L'Emmerdeur wrote:Hermit wrote:Stop it please.The situation is as if Galaxian came along claiming he lives on Mars, someone saying there is no evidence he lives on Mars, and then a bunch of people asking the objector what evidence he has that Galaxian does not live on Mars.
I think the basic idea of the analogy is good. However, you've missed a turning (denoted in red below).
1. Galaxian claims he lives on Mars.
2. Another member claims that
Galaxian is lying about living on Mars.
3. Yet another member requests evidence in support of the claim that
Galaxian is lying.
My initial claim was that she FALSELY claimed to be native American. I've already clarified the difference between a falsehood and a lie, and I clarified that she might be stupid enough or deluded enough to really, honestly, truly believe she's native American. However, that idiotic or deluded belief doesn't make it less false.
L'Emmerdeur wrote:
Galaxian's claim is an affirmative statement for which it is reasonable to request evidence. The claim made by member 2 is also an affirmative statement for which it is reasonable to request evidence. There is a clear difference between the claim above and a claim that there is no evidence that Galaxian lives on Mars.
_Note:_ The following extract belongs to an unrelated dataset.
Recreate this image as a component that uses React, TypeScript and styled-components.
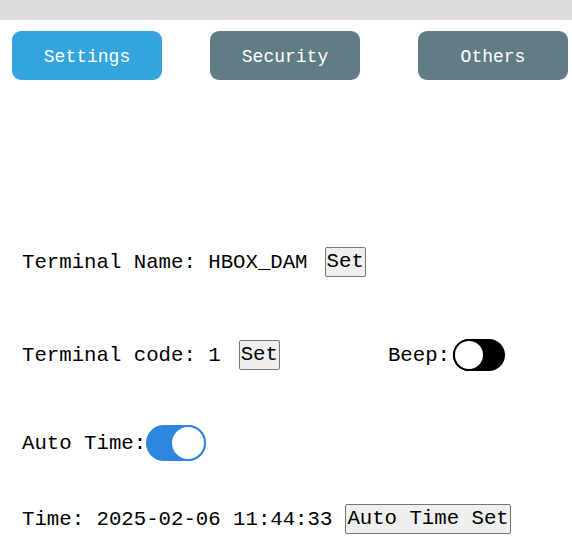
import styled, { createGlobalStyle } from "styled-components";

const GlobalStyle = createGlobalStyle`
  html, body {
    margin: 0;
    padding: 0;
    background: #ffffff;
  }
  body {
    font-family: "Liberation Mono", "Noto Sans Mono CJK SC", monospace;
    color: #000000;
  }
`;

const Page = styled.div`
  width: 572px;
  height: 557px;
  overflow: hidden;
`;

const TopBar = styled.div`
  height: 20px;
  background: #dcdcdc;
`;

const Tabs = styled.nav`
  display: flex;
  padding: 11px 0 0 12px;
`;

const Tab = styled.button<{ $active?: boolean; $offset?: number }>`
  width: 150px;
  height: 49px;
  margin-left: ${(p) => p.$offset ?? 0}px;
  border: none;
  border-radius: 9px;
  background: ${(p) => (p.$active ? "#34a4dc" : "#607c85")};
  color: #ffffff;
  font-family: "Liberation Mono", monospace;
  font-size: 18px;
  padding: 2px 0 0;
  cursor: pointer;
`;

const Content = styled.section`
  padding-left: 22px;
`;

const Row = styled.div<{ $top: number }>`
  display: flex;
  align-items: center;
  height: 40px;
  margin-top: ${(p) => p.$top}px;
  font-size: 20.7px;
  white-space: pre;
`;

const Label = styled.span<{ $gap?: number }>`
  margin-left: ${(p) => p.$gap ?? 0}px;
`;

const SetButton = styled.button<{ $gap?: number }>`
  margin-left: ${(p) => p.$gap ?? 0}px;
  height: 30px;
  padding: 0 1px;
  background: #efefef;
  border: 1px solid #767676;
  border-radius: 2px;
  font-family: "Liberation Mono", monospace;
  font-size: 20.7px;
  color: #000000;
  line-height: 1;
`;

const Toggle = styled.span<{ $on: boolean; $w: number; $h: number; $gap?: number }>`
  position: relative;
  display: inline-block;
  width: ${(p) => p.$w}px;
  height: ${(p) => p.$h}px;
  margin-left: ${(p) => p.$gap ?? 0}px;
  border-radius: ${(p) => p.$h / 2}px;
  background: ${(p) => (p.$on ? "#2e86de" : "#000000")};
  box-sizing: border-box;

  &::after {
    content: "";
    position: absolute;
    top: 0;
    ${(p) => (p.$on ? "right: 0;" : "left: 0;")}
    width: ${(p) => p.$h}px;
    height: ${(p) => p.$h}px;
    border-radius: 50%;
    background: #ffffff;
    border: 2px solid ${(p) => (p.$on ? "#2e86de" : "#000000")};
    box-sizing: border-box;
  }
`;

export default function App() {
  return (
    <Page>
      <GlobalStyle />
      <TopBar />
      <Tabs>
        <Tab $active>Settings</Tab>
        <Tab $offset={48}>Security</Tab>
        <Tab $offset={58}>Others</Tab>
      </Tabs>
      <Content>
        <Row $top={162}>
          <Label>Terminal Name: HBOX_DAM</Label>
          <SetButton $gap={17}>Set</SetButton>
        </Row>
        <Row $top={53}>
          <Label>Terminal code: 1</Label>
          <SetButton $gap={18}>Set</SetButton>
          <Label $gap={108}>Beep:</Label>
          <Toggle $on={false} $w={52} $h={32} $gap={3} />
        </Row>
        <Row $top={48}>
          <Label>Auto Time:</Label>
          <Toggle $on $w={60} $h={36} />
        </Row>
        <Row $top={36}>
          <Label>Time: 2025-02-06 11:44:33</Label>
          <SetButton $gap={13}>Auto Time Set</SetButton>
        </Row>
      </Content>
    </Page>
  );
}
If member 2 is asserting a lie on Galaxian's part, then he must have evidence of the lie, otherwise his claim is baseless and deserves to be challenged.
Part of the evidence that Galaxian doesn't live on Mars is that nobody lives on Mars, or can live on Mars, or has ever been to Mars. In order to believe Galaxian lives on Mars, we'd have to either have a Galaxian with superpowers, or a Galaxian who has greater technological capabilities than the rest of humanity, plus the ability to go undetected by rovers and the Mars orbiters, on a planet that has been continuously studied and mapped for the last 20-odd years.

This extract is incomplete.